Astrology has waded in and out of mainstream popularity for hundreds of years, although always easily dismissed by the form most people see: newspaper blurbs and poorly designed web pages from the late 1990s that look more like an FAQ guide to EverQuest than a path to self awareness and understanding. Fortunately, I wasn’t raised in a religious household and came to the conclusion early on (perhaps scorned by the casual lie of Santa Claus, the Easter Bunny, Tony the Tiger, and company) that the premise of a God in the sky, in the Earth’s core, or wherever else was obviously baloney. Church isn’t even an effective way of getting kids to love God—but I wouldn’t know, I’ve never been to a regular Sunday sermon in my life, thank… God. Yet astrology is more routinely dismissed than the bearded man in the sky, or his pepper-red friend up to nasty shit down below. And Israel’s right to exist based on divine preference? Yikes… no comment. As if I have anything meaningful to say on the sorest subject south of Siberia.
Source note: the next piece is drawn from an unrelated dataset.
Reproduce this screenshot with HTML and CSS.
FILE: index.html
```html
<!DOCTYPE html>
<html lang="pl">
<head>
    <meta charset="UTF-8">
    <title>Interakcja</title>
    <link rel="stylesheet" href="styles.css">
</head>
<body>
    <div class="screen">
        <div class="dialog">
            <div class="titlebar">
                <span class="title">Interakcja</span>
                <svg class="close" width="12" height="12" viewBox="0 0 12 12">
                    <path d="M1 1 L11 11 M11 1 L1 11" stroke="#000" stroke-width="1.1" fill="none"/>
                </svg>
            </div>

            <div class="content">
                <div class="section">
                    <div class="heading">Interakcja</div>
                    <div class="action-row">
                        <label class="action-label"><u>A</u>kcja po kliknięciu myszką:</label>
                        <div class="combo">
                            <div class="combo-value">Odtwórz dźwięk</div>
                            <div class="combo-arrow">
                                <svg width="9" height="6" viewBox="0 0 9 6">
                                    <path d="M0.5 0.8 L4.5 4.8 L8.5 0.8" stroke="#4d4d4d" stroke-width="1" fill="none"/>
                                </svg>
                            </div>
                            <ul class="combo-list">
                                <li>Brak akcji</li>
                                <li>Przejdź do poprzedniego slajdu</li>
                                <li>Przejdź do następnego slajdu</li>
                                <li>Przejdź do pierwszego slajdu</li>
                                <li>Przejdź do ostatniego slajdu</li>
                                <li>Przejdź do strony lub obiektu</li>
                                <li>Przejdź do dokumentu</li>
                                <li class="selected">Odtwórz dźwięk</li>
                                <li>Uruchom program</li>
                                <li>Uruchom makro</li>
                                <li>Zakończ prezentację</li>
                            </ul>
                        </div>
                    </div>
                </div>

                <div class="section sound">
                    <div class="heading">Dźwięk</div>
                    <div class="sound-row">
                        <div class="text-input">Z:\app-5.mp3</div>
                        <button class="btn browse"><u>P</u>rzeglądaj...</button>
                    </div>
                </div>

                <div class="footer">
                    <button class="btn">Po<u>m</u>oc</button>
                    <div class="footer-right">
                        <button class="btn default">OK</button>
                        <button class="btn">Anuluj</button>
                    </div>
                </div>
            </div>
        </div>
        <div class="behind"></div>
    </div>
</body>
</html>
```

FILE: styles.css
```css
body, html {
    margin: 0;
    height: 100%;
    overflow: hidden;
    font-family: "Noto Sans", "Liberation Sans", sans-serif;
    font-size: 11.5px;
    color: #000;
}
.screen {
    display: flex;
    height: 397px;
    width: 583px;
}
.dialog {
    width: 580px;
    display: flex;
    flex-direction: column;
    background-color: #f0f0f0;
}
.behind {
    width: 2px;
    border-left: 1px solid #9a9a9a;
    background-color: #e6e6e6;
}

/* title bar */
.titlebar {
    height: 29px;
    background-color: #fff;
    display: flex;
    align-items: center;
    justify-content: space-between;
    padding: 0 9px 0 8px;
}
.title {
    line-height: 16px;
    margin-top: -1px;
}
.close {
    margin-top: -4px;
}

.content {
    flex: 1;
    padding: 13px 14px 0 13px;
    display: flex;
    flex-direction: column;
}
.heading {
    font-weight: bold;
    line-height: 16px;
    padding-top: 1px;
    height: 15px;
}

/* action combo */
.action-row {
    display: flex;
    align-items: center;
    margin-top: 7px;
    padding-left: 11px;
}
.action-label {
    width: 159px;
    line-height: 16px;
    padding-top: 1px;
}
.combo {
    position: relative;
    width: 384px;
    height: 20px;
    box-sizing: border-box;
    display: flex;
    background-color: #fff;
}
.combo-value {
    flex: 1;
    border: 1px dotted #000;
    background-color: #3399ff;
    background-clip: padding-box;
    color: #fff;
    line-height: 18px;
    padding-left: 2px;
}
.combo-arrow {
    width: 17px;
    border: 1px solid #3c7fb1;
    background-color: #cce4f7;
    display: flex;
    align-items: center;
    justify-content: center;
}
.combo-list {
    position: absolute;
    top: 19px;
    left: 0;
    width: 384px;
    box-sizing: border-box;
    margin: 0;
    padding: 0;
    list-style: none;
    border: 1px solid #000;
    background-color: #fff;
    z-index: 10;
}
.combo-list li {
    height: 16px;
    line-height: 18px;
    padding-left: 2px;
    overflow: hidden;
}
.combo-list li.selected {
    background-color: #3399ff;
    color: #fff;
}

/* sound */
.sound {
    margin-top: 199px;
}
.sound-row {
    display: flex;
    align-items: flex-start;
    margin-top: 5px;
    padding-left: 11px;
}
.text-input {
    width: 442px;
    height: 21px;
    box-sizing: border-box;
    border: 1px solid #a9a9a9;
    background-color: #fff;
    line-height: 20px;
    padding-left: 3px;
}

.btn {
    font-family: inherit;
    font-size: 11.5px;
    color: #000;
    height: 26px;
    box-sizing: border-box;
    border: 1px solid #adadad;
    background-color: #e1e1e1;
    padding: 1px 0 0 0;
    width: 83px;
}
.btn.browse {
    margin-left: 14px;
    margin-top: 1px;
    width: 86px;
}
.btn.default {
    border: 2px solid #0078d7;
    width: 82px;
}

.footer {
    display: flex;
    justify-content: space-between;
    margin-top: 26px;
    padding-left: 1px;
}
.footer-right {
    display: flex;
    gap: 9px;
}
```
So I’m tickled pink about astrology phasing en vogue again, at a more nuanced level than ever before. When someone asks you what your “sign” is, they’re referring to your sun sign. Equally important to your astrological profile are your rising sign and moon sign, which are determined by a much narrower window of time than the month-long sun cycles. Bear with me, this is not a cloaked advertorial for crystals and cauldrons—I’m just relaying what I learned from my friends and dozens of minutes of Internet research. Your sun sign alone won’t tell you much about your personality, but by factoring in the exact location and time of your birth down to the half hour, you can get a natal chart drawn up, for free across the web. Naturally, you have to pay to get the good stuff, but I haven’t made the leap.
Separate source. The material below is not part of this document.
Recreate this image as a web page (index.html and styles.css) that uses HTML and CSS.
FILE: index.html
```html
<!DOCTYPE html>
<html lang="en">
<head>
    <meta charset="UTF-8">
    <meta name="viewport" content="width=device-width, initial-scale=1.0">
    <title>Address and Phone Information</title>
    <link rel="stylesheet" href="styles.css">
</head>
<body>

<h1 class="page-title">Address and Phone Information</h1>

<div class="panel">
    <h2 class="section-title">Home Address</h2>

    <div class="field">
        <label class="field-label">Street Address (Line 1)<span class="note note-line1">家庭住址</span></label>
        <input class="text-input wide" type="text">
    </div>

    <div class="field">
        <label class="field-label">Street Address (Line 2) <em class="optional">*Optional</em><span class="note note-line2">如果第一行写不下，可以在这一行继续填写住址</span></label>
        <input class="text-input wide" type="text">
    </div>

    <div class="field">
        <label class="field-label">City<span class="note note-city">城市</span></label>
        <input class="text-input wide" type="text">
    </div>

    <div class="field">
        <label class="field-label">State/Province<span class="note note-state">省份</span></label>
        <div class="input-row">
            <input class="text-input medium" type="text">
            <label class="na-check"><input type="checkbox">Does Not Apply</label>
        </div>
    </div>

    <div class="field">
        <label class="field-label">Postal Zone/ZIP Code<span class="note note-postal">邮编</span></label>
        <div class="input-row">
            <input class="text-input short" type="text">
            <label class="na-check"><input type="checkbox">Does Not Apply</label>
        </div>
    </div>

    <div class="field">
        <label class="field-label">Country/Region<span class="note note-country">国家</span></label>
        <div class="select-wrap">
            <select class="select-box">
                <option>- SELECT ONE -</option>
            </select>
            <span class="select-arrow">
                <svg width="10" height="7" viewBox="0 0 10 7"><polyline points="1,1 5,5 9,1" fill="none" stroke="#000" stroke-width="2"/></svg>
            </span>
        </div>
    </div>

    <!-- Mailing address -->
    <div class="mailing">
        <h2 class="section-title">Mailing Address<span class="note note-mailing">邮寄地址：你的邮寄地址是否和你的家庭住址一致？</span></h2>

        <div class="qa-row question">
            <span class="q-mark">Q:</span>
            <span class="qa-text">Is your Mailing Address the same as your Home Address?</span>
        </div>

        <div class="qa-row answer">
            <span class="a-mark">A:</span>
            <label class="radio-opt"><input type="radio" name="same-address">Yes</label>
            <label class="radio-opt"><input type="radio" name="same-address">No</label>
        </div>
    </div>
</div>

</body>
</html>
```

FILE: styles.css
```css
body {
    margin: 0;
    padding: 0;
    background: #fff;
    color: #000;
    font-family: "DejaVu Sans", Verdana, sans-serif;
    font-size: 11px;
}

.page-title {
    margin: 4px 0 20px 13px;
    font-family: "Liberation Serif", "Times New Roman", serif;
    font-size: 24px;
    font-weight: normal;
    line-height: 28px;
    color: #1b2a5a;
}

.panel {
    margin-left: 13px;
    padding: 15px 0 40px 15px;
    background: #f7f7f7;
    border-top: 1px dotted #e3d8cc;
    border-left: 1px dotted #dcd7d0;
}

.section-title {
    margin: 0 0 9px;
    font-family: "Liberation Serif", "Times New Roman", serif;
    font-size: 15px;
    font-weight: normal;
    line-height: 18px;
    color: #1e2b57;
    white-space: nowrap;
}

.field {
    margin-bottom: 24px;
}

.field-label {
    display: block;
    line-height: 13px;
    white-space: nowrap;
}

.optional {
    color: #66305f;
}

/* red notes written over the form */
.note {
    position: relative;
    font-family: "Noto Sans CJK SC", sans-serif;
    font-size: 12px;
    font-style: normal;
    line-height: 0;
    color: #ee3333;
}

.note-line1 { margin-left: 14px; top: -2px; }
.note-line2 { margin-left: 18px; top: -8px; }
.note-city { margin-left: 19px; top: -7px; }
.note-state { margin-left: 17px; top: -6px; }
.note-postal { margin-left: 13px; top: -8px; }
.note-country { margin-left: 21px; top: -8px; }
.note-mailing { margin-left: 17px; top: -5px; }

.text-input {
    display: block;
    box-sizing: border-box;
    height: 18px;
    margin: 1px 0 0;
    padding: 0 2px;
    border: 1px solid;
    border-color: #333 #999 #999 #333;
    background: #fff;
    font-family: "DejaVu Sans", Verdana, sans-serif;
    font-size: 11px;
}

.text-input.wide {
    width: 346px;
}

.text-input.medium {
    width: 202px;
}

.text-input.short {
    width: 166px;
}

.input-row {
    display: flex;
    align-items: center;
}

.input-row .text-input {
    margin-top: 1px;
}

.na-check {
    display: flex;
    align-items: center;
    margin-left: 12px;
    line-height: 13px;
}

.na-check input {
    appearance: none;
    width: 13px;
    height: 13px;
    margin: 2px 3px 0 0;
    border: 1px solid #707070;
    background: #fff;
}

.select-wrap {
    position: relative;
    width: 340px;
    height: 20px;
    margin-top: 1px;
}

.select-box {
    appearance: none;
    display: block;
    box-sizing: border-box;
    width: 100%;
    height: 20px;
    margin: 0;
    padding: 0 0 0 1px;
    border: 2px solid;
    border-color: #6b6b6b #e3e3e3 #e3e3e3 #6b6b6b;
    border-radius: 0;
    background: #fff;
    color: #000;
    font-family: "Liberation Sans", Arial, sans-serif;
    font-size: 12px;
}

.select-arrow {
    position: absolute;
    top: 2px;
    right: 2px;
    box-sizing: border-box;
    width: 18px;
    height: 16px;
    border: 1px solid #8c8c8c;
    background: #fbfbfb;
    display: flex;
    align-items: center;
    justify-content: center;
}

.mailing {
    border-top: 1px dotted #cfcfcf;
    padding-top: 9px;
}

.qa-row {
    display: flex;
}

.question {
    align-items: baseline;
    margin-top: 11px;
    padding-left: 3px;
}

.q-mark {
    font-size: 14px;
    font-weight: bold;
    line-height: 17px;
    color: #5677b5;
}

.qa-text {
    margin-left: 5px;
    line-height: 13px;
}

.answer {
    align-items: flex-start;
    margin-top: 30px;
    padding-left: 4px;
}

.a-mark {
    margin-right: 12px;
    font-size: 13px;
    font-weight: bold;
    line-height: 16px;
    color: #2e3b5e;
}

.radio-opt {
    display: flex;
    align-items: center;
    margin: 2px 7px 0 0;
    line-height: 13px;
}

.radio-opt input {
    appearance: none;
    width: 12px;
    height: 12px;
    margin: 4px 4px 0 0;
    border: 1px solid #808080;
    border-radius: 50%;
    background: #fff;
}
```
I tried my best to fetch my dad’s natal chart, but he and his brothers couldn’t recall the time of his birth down to anything more specific than the morning. Between five and nine a.m. is useless when it comes to this stuff. Anyway. Here’s mine. I don’t know how to read it, maybe somebody can tell me what’s going on with all the houses and planets. Mercury is out of Retrograde, so things are looking up, yeah? My sun is in Libra. All I’ve learned is that my rising sign is also Libra, and my moon is in Leo. I am so out of orbit and antsy as an asteroid to be told by someone or something about myself that I never would’ve figured out otherwise.
Now I’m having second thoughts—every time I’ve talked to someone more interested in astrology, I’ll tell them my moon is in Leo, and their eyes dart, they sigh, and run off telling me they have to return some videotapes. My friend Maggie said she associates Leo with prom queens and high maintenance sneaks. Everyone agreed Lunar Leo’s are “high-key” emotionally, and overly dramatic and histrionic. I haven’t sat down with an expert or a mystic yet, so I’m not sure how my double Libra plays into all of this—but it’s probably not good. Tough medicine, but like I said, I think astrological studies have so much more credibility than any religion or organized belief system simply because it’s based on observable planetary bodies. Math and physics—God’s joke, and the Church’s enemy. Besides, you want a real slice of the mind? I just think the names are cool as shit. Consider me an astrological agnostic, waiting to be enlightened.